Capture of CO2 on γ-Al2O3 materials prepared by solution-combustion and ball-milling processes

Abstract

A series of porous γ-Al2O3 materials was prepared by solution-combustion and ball-milling processes. The as-prepared powders were physicochemically characterized by x-ray diffraction (XRD), scanning electron microscopy (SEM), and N2 physisorption measurements and their performances in CO2 adsorption at different pressures (0.5 to 1.5 MPa) and temperatures (40 to 60ºC) were investigated. It was found that γ-Al2O3 synthesized by the solution-combustion process and ball milled at 10 hr exhibited the best CO2 adsorption performance at 60ºC and 1.5 MPa, achieving a maximum of 1.94 mmol/g compared to the four studied materials, as a result of their interesting microstructure and surface properties (i.e., nanocrystallinity, specific surface area, narrow pore size distribution, and large total pore volume).
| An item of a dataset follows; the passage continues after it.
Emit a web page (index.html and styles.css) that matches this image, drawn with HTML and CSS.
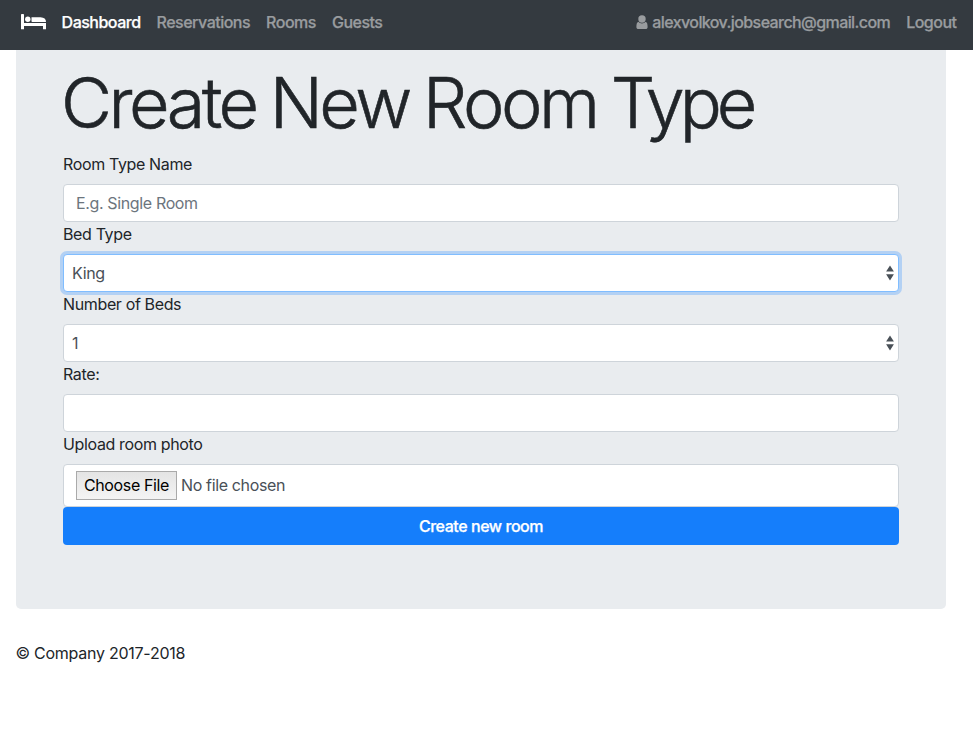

Our study shows that the γ-Al2O3 prepared by solution combustion followed by ball milling presents a fairly good potential adsorbent for efficient CO2 capture. Implications: In this work, γ-Al2O3 materials were successfully obtained by solution combustion and modified via ball milling. These improved materials were systematically investigated as solid adsorbents of accessible surface areas, large pore volumes, and narrow pore size distribution for the CO2 capture. These studied solid adsorbents can provide an additional contribution and effort to develop an efficient CO2 capture method as means of alleviating the serious global warning problem.